Papadzules (/es/; Mexican Spanish, from Mayan /myn/) is a traditional dish from the Yucatán Peninsula resembling enchiladas. In its simplest form it consists of corn tortillas dipped in a sauce of pepita (pumpkin seeds) and filled with hard-boiled eggs, and garnished with a cooked tomato-pepper sauce.

==Etymology==
Two theories exist about the origin of the name. Diana Kennedy says it derives from a phrase meaning "food of the lords" because this dish was reportedly fed to the Spaniards. Variations of this etymology appear elsewhere. The second theory posits that it derives from Mayan papakʼ, to anoint or smear, and sul, to soak or drench, making the meaning something along the lines of "smeared and drenched".

==History==
Papadzules are said to be a very ancient dish, the forerunner of modern enchiladas, even. However, it is not clear that this dish was actually made in pre-Hispanic times, at least in the way it is made today. First, there is a lack of comals in the archaeological record of the Yucatán, implying that the Mayans did not make the thin tortillas required for filling. Second, the historical record seems to indicate that the Mayans preferred making thicker tortillas cooked in ashes. These thicker tortillas, depending on how thick they were, would have been harder to fill. The modern pim (Mayan thick tortilla) can range in thickness from the height of three tortillas up to approximately half an inch.

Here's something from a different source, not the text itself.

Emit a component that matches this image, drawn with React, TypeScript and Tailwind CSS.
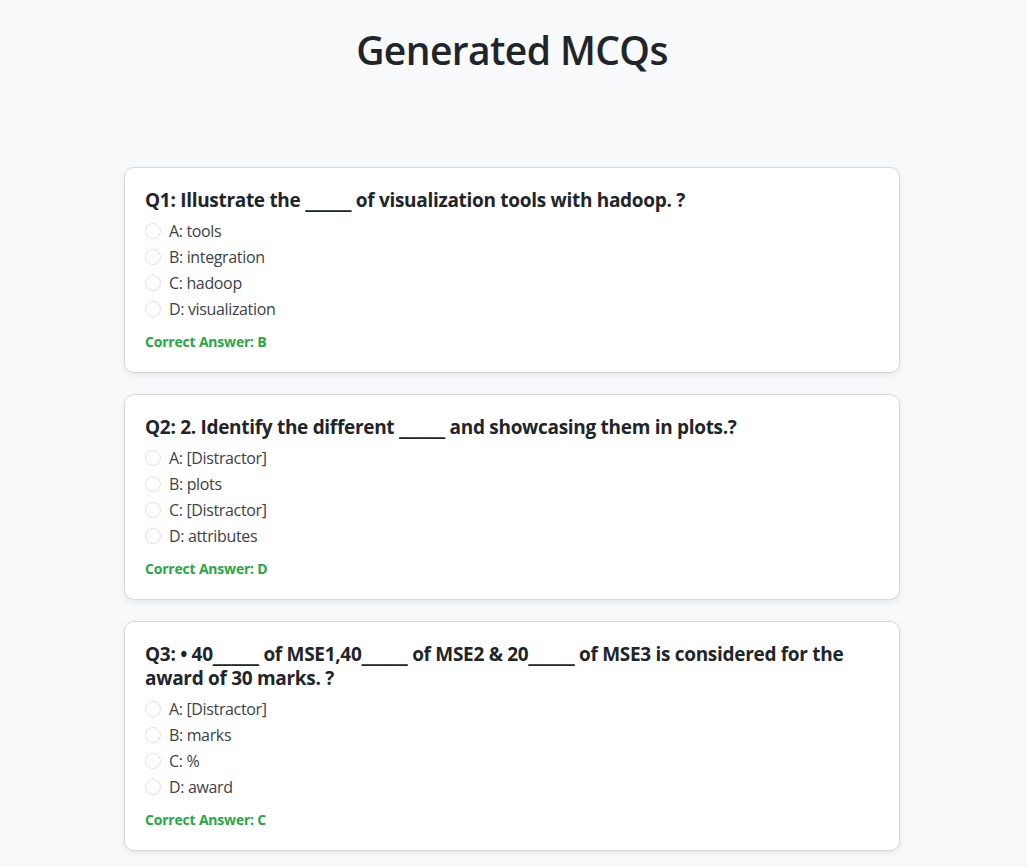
import React from "react";

type Q = { q: React.ReactNode; opts: string[]; ans: string };

const Blank = () => (
  <span style={{ fontFamily: '"DejaVu Sans", sans-serif' }}>_____</span>
);

const questions: Q[] = [
  {
    q: (
      <>
        Q1: Illustrate the <Blank /> of visualization tools with hadoop. ?
      </>
    ),
    opts: ["A: tools", "B: integration", "C: hadoop", "D: visualization"],
    ans: "B",
  },
  {
    q: (
      <>
        Q2: 2. Identify the different <Blank /> and showcasing them in plots.?
      </>
    ),
    opts: ["A: [Distractor]", "B: plots", "C: [Distractor]", "D: attributes"],
    ans: "D",
  },
  {
    q: (
      <>
        Q3: • 40<Blank /> of MSE1,40<Blank /> of MSE2 &amp; 20<Blank /> of MSE3 is considered for the
        <br />
        award of 30 marks. ?
      </>
    ),
    opts: ["A: [Distractor]", "B: marks", "C: %", "D: award"],
    ans: "C",
  },
];

export default function App() {
  return (
    <div
      className="min-h-[867px] bg-[#f8f9fa] text-[#212529]"
      style={{ fontFamily: '"Open Sans", "Noto Sans", sans-serif' }}
    >
      <div className="ml-[124px] w-[776px] pt-[26px]">
        <h1 className="text-center text-[39px] leading-[48px] font-semibold tracking-[-0.6px] mb-[93px] text-[#212529]">
          Generated MCQs
        </h1>
        <div className="flex flex-col gap-[21px]">
          {questions.map((item, i) => (
            <div
              key={i}
              className="bg-white border border-[#d6d8db] rounded-[10px] shadow-[0_2px_6px_rgba(0,0,0,0.08)] px-[20px] pt-[20px] pb-[20px]"
            >
              <h5 className="text-[19px] leading-[24px] font-bold tracking-[-0.3px] text-[#212529] mb-[7px]">
                {item.q}
              </h5>
              <div className="flex flex-col">
                {item.opts.map((o) => (
                  <label
                    key={o}
                    className="flex items-center h-[24px] mb-[2px] text-[16px] tracking-[-0.35px] text-[#3d4247]"
                  >
                    <span className="w-[16px] h-[16px] rounded-full border border-[#dee2e6] bg-white mr-[8px] shrink-0" />
                    <span>{o}</span>
                  </label>
                ))}
              </div>
              <div className="mt-[8px] text-[14px] leading-[21px] font-bold tracking-[-0.2px] text-[#28a745]">
                Correct Answer: {item.ans}
              </div>
            </div>
          ))}
        </div>
      </div>
    </div>
  );
}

Regardless of whether or not the dish was constructed in the pre-Hispanic period as it is today, the ancient Mayans would have had access to all of the basic ingredients used in the modern dish. Corn, tomatoes, and chiles were all staples in the Mesoamerican diet. Pumpkin seeds, likewise, were an important part of the Mayan diet. Chicken eggs were unknown to pre-Hispanic Mayans, but several other fowl capable of providing eggs were known and eaten. Turkeys and muscovy ducks were both domesticated, and both produce edible eggs. In addition to that, the Mayans ate non-domesticated fowl including the curassow, crested guan, horned guan, chachalaca, and ocellated turkey, although it is unclear the extent to which edible eggs could have been obtained from these birds. Aside from the eggs of fowl, iguana eggs were also used in Mayan cooking and could conceivably have been used to make this dish.

==Preparation==
Papadzules are prepared by filling a tortilla dipped in a pumpkin seed sauce with chopped hard-boiled eggs. The sauce is created by toasting pumpkin seeds, grinding them to a powder, and blending with a broth of epazote. However, prior to blending, the toasted, ground seeds have their oil extracted by mixing the powder with a small amount of water and squeezing the resulting paste by hand. This oil is collected and reserved for use as a garnish. After the tortillas have been dipped in the pumpkin seed sauce and filled, the dish is topped with a cooked tomato-chilli sauce. Traditionally, the chilli used in this sauce is the habanero. Finally, the reserved oil is sprinkled on top.

In the Yucatán, a specific type of pumpkin seed, called xt’op (Mayan) or pepita gruesa (Spanish), is used for this dish. These seeds come from the type of pumpkin called xka’al.